INSTRUCTIONS TO FOLLOW
Extract the lines that carry the string "components" from the listing.

......

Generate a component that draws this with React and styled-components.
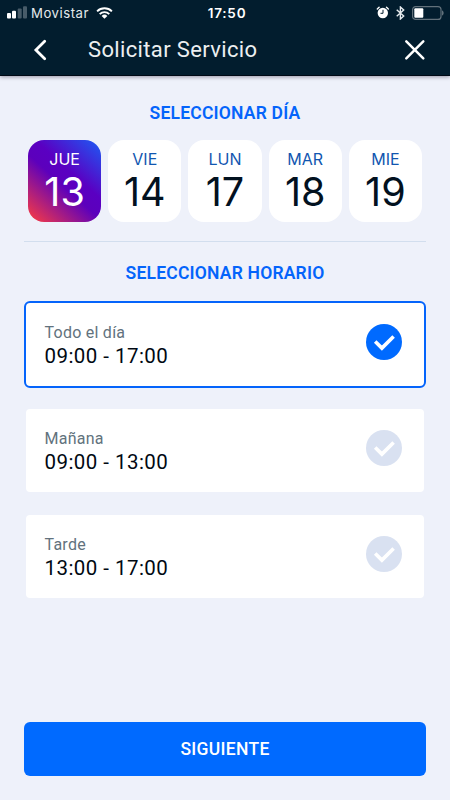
import React, { useState } from "react";
import styled, { createGlobalStyle } from "styled-components";

const GlobalStyle = createGlobalStyle`
  * {
    box-sizing: border-box;
  }

  body {
    margin: 0;
    background: #eef1fa;
    font-family: Roboto, sans-serif;
  }

  button {
    font-family: inherit;
    cursor: pointer;
  }

  svg {
    display: block;
  }
`;

const Screen = styled.div`
  width: 450px;
  height: 800px;
  display: flex;
  flex-direction: column;
  background: #eef1fa;
  overflow: hidden;
`;

const Header = styled.header`
  height: 76px;
  flex-shrink: 0;
  background: #021d2e;
  border-bottom: 1px solid #000a16;
  box-shadow: 0 1px 4px rgba(20, 10, 40, 0.4);
  color: #fff;
`;

const StatusBar = styled.div`
  height: 25px;
  padding: 0 6px 0 7px;
  display: grid;
  grid-template-columns: 1fr auto 1fr;
  align-items: center;
  font-family: Inter, sans-serif;
`;

const StatusGroup = styled.div`
  display: flex;
  align-items: center;
  justify-content: ${({ $end }) => ($end ? "flex-end" : "flex-start")};
  gap: ${({ $end }) => ($end ? "7px" : "0")};
`;

const Carrier = styled.span`
  margin: 0 7px 0 4px;
  font-size: 13.2px;
  letter-spacing: 0.5px;
  color: #e4e9ec;
`;

const Clock = styled.span`
  padding-left: 3px;
  font-size: 13.5px;
  font-weight: 600;
  letter-spacing: 0.8px;
`;

const NavBar = styled.div`
  height: 50px;
  padding: 0 24px 0 32px;
  display: flex;
  align-items: center;
`;

const IconButton = styled.button`
  padding: 0;
  border: none;
  background: none;
  color: #fff;
`;

const Title = styled.h1`
  flex: 1;
  margin: 0 0 0 39px;
  font-size: 22px;
  line-height: 26px;
  font-weight: 400;
  letter-spacing: 0.35px;
  color: #eceff1;
`;

const Content = styled.main`
  flex: 1;
  padding: 25px 24px 24px;
  display: flex;
  flex-direction: column;
`;

const SectionTitle = styled.h2`
  margin: 0;
  font-size: 17.5px;
  line-height: 24px;
  font-weight: 600;
  letter-spacing: 0.2px;
  text-align: center;
  color: #0464fb;
`;

const Days = styled.div`
  margin: 15px 0 19px;
  padding: 0 4px;
  display: grid;
  grid-template-columns: repeat(5, 1fr);
  gap: 7px;
`;

const Day = styled.button`
  height: 82px;
  padding: 9px 0 0;
  border: none;
  border-radius: 16px;
  display: flex;
  flex-direction: column;
  align-items: center;
  font-family: Inter, sans-serif;
  color: ${({ $active }) => ($active ? "#fff" : "#02111f")};
  background: ${({ $active }) =>
    $active
      ? "linear-gradient(42deg, #f83b44 2%, #5c00bc 46%, #5a00c2 60%, #1c5cf5 100%)"
      : "#fff"};
`;

const DayName = styled.span`
  font-size: 16px;
  line-height: 20px;
  color: ${({ $active }) => ($active ? "#fff" : "#1156b0")};
`;

const DayNumber = styled.span`
  margin-top: 3px;
  font-size: 39.5px;
  line-height: 40px;
`;

const Divider = styled.hr`
  width: 100%;
  height: 1px;
  margin: 0 0 19px;
  border: none;
  background: #d2deee;
`;

const Slots = styled.div`
  margin-top: 16px;
  display: flex;
  flex-direction: column;
  gap: 19px;
`;

const Slot = styled.button`
  height: 87px;
  padding: 0 22px 0 18.5px;
  display: flex;
  align-items: center;
  justify-content: space-between;
  text-align: left;
  border: 2px solid ${({ $active }) => ($active ? "#0464fb" : "transparent")};
  border-radius: 6px;
  background: #fff;
  background-clip: padding-box;
`;

const SlotText = styled.div`
  padding-top: 1px;
`;

const SlotLabel = styled.div`
  font-size: 16px;
  line-height: 22px;
  letter-spacing: 0.25px;
  color: #62727d;
`;

const SlotHours = styled.div`
  font-size: 20.5px;
  line-height: 25px;
  letter-spacing: 0.45px;
  color: #000812;
`;

const CheckIcon = styled.svg`
  margin-bottom: 5px;
  color: ${({ $active }) => ($active ? "#006aff" : "#d9e1f1")};
`;

const NextButton = styled.button`
  height: 54px;
  margin-top: auto;
  border: none;
  border-radius: 6px;
  background: #006aff;
  color: #fff;
  font-size: 17.5px;
  font-weight: 500;
  letter-spacing: 0.3px;
`;

const days = [
  { name: "JUE", number: 13 },
  { name: "VIE", number: 14 },
  { name: "LUN", number: 17 },
  { name: "MAR", number: 18 },
  { name: "MIE", number: 19 },
];

const slots = [
  { label: "Todo el día", hours: "09:00 - 17:00" },
  { label: "Mañana", hours: "09:00 - 13:00" },
  { label: "Tarde", hours: "13:00 - 17:00" },
];

const SignalIcon = () => (
  <svg width="20" height="13" viewBox="0 0 20 13">
    <rect x="0" y="7" width="4" height="5.5" rx="1" fill="#fff" />
    <rect x="5" y="4.8" width="4" height="7.7" rx="1" fill="#fff" />
    <rect x="10.7" y="2.5" width="4" height="10" rx="1" fill="#485c69" />
    <rect x="16" y="0.3" width="4" height="12.2" rx="1" fill="#485c69" />
  </svg>
);

const WifiIcon = () => (
  <svg width="17" height="12" viewBox="0 0 18 13" fill="none" stroke="#fff" strokeWidth="2.1">
    <path d="M1 4.7a11.4 11.4 0 0 1 16 0" />
    <path d="M3.8 7.7a7.4 7.4 0 0 1 10.4 0" />
    <path d="M9 12.7 5.9 9.7a4.4 4.4 0 0 1 6.2 0z" fill="#fff" stroke="none" />
  </svg>
);

const AlarmIcon = () => (
  <svg width="13" height="13" viewBox="0 0 13 13">
    <circle cx="6.8" cy="7" r="5.2" fill="#fff" />
    <path d="M1.3 3 3.1 1.2M12.3 3 10.5 1.2" stroke="#fff" strokeWidth="1.4" strokeLinecap="round" />
    <path d="M7 3.8v3.5H4.5" stroke="#021d2e" strokeWidth="1" fill="none" />
  </svg>
);

const BluetoothIcon = () => (
  <svg width="9" height="14" viewBox="0 0 9 14" fill="none" stroke="#e8edf0" strokeWidth="1.4">
    <path d="m.7 3.7 7 6.3-3.3 3V1l3.3 3-7 6.3" />
  </svg>
);

const BatteryIcon = () => (
  <svg width="32" height="14" viewBox="0 0 32 14">
    <rect x="0.6" y="0.6" width="28.4" height="12.8" rx="3" fill="none" stroke="#62717b" strokeWidth="1.2" />
    <rect x="2.3" y="2.3" width="9" height="9.4" rx="1" fill="#fff" />
    <path d="M30 4.5c2.2.6 2.2 4.4 0 5z" fill="#62717b" />
  </svg>
);

const App = () => {
  const [day, setDay] = useState(13);
  const [slot, setSlot] = useState("Todo el día");

  return (
    <>
      <GlobalStyle />
      <Screen>
        <Header>
          <StatusBar>
            <StatusGroup>
              <SignalIcon />
              <Carrier>Movistar</Carrier>
              <WifiIcon />
            </StatusGroup>
            <Clock>17:50</Clock>
            <StatusGroup $end>
              <AlarmIcon />
              <BluetoothIcon />
              <BatteryIcon />
            </StatusGroup>
          </StatusBar>
          <NavBar>
            <IconButton aria-label="Volver">
              <svg width="17" height="24" viewBox="0 0 17 24" fill="none" stroke="currentColor" strokeWidth="2.8" strokeLinecap="round">
                <path d="M12.7 3.2 3.9 12l8.8 8.8" />
              </svg>
            </IconButton>
            <Title>Solicitar Servicio</Title>
            <IconButton aria-label="Cerrar">
              <svg width="22" height="22" viewBox="0 0 22 22" stroke="currentColor" strokeWidth="2.5" strokeLinecap="round">
                <path d="m2.3 2.3 17 17M19.3 2.3l-17 17" />
              </svg>
            </IconButton>
          </NavBar>
        </Header>

        <Content>
          <SectionTitle>SELECCIONAR DÍA</SectionTitle>
          <Days>
            {days.map(({ name, number }) => (
              <Day key={number} $active={day === number} onClick={() => setDay(number)}>
                <DayName $active={day === number}>{name}</DayName>
                <DayNumber>{number}</DayNumber>
              </Day>
            ))}
          </Days>
          <Divider />
          <SectionTitle>SELECCIONAR HORARIO</SectionTitle>
          <Slots>
            {slots.map(({ label, hours }) => (
              <Slot key={label} $active={slot === label} onClick={() => setSlot(label)}>
                <SlotText>
                  <SlotLabel>{label}</SlotLabel>
                  <SlotHours>{hours}</SlotHours>
                </SlotText>
                <CheckIcon $active={slot === label} width="36" height="36" viewBox="0 0 36 36">
                  <circle cx="18" cy="18" r="18" fill="currentColor" />
                  <path d="m9.2 17.4 6.7 6.7 11.7-11.7" fill="none" stroke="#fff" strokeWidth="3.6" />
                </CheckIcon>
              </Slot>
            ))}
          </Slots>
          <NextButton>SIGUIENTE</NextButton>
        </Content>
      </Screen>
    </>
  );
};

export default App;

......

FULL ANSWER
Generate a component that draws this with React and styled-components.
import styled, { createGlobalStyle } from "styled-components";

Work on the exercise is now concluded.